Se tenho medo? Bem, eu
tento ter cuidado, mas vou sempre sozinho.
MBC
–
Como consegue a Máfia estar dentro dos governos com armas estratégicas e
nucleares? Isso não nos devia assustar?
FV
- Sim, é preocupante, especialmente porque acho que as máfias estão ligadas à
política. Com isso quero dizer que essa é uma das suas essências, e também
porque demonstra que cada vez menos não falamos de criminosos comuns. Estamos a
falar de criminosos ligados ao Estado, quando eles próprios querem ser um Estado
à sua maneira. Essa é uma das facetas que os tornam mais interessantes como
material de estudo.
MBC –
Teremos um novo livro para breve?
FV -
Eu quero escrever outro livro, mas a ideia ainda está em andamento. Ainda não
decidi sobre o que escrever a seguir. O facto de ser professor universitário
tira-me muito tempo e além disso ainda publico diversos artigos em alguns
jornais. Mas vou começar a pensar nisso.
Mafia Life” é um livro
simplesmente arrebatador, a forma como o autor Federico Varese nos transporta
através dos meandros das mais dispares famílias mafiosas espalhadas por todo o
mundo. A influência da sua própria cultura, das suas complexidades, regras, mas
principalmente do único elo que realmente as une, a sua crença. A separação dos
capítulos pelos temas que nos despertam maior curiosidade, as diversas culturas
e sua influência nas próprias regras de cada fraternidade mafiosa.

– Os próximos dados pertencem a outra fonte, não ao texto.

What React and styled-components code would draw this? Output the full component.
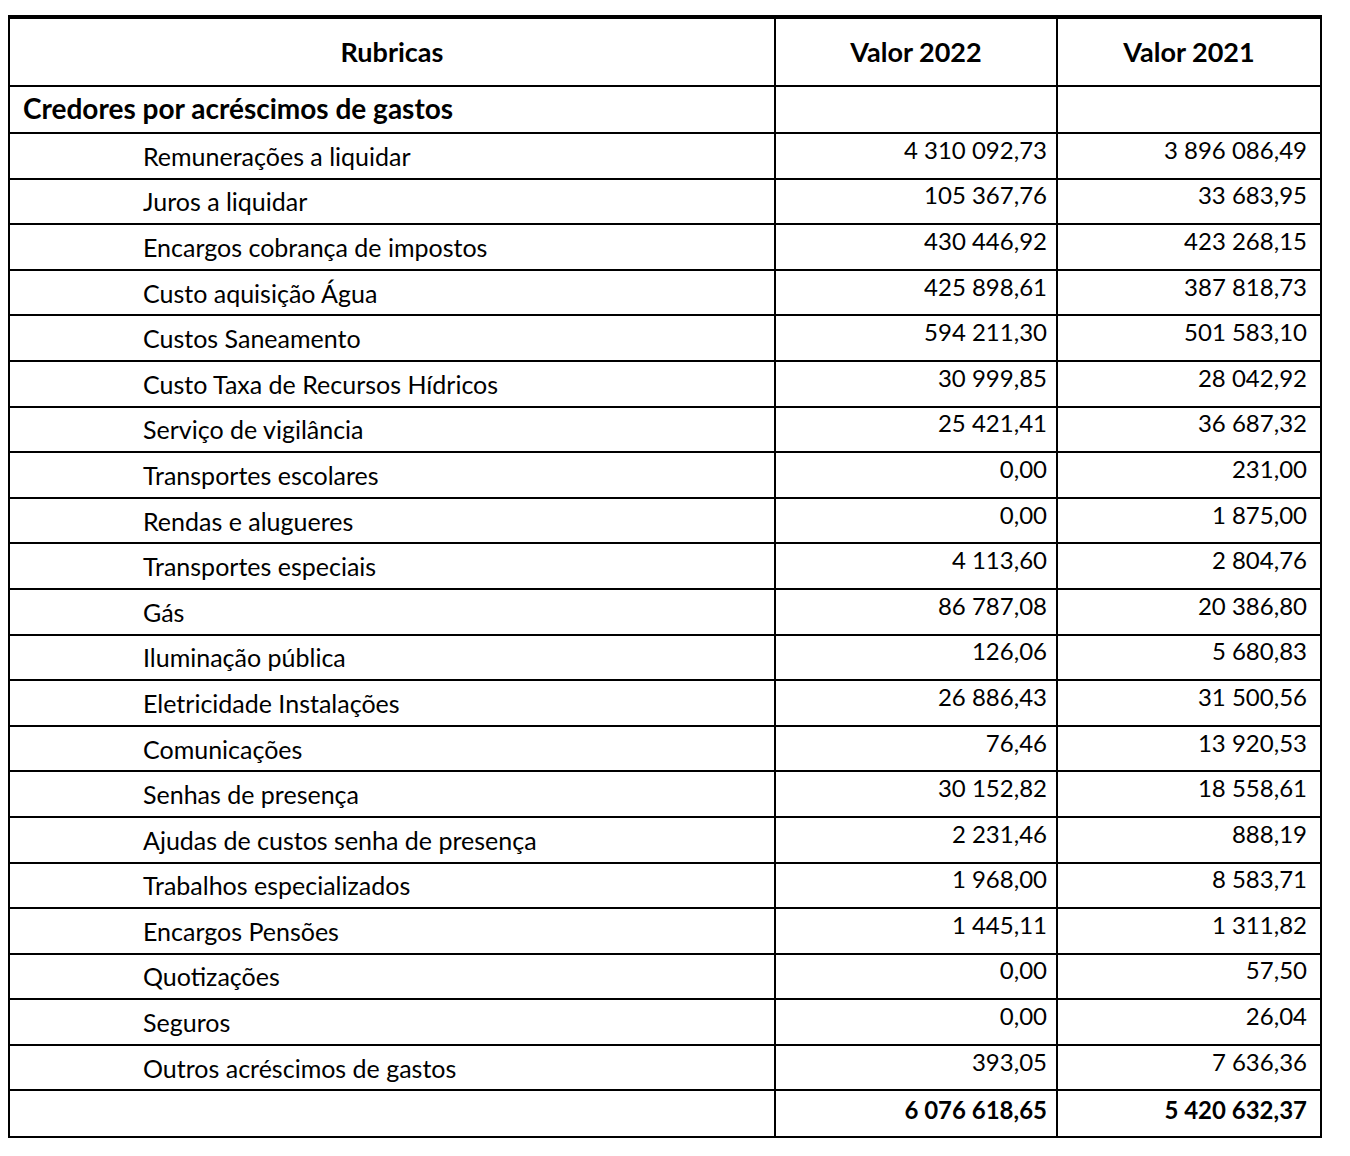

As regras,
as punições, as iniciações, a religiosidade de todos eles, mas principalmente a
forma leve como o autor nos transporta pela dureza deste mundo é
extraordinário. Os diversos documentos oficiais que teve que consultar, as
viagens que teve que fazer, as entrevistas com aqueles que confiaram nele para
permitir uma aproximação. Recomendo vivamente por ser simplesmente fantástico.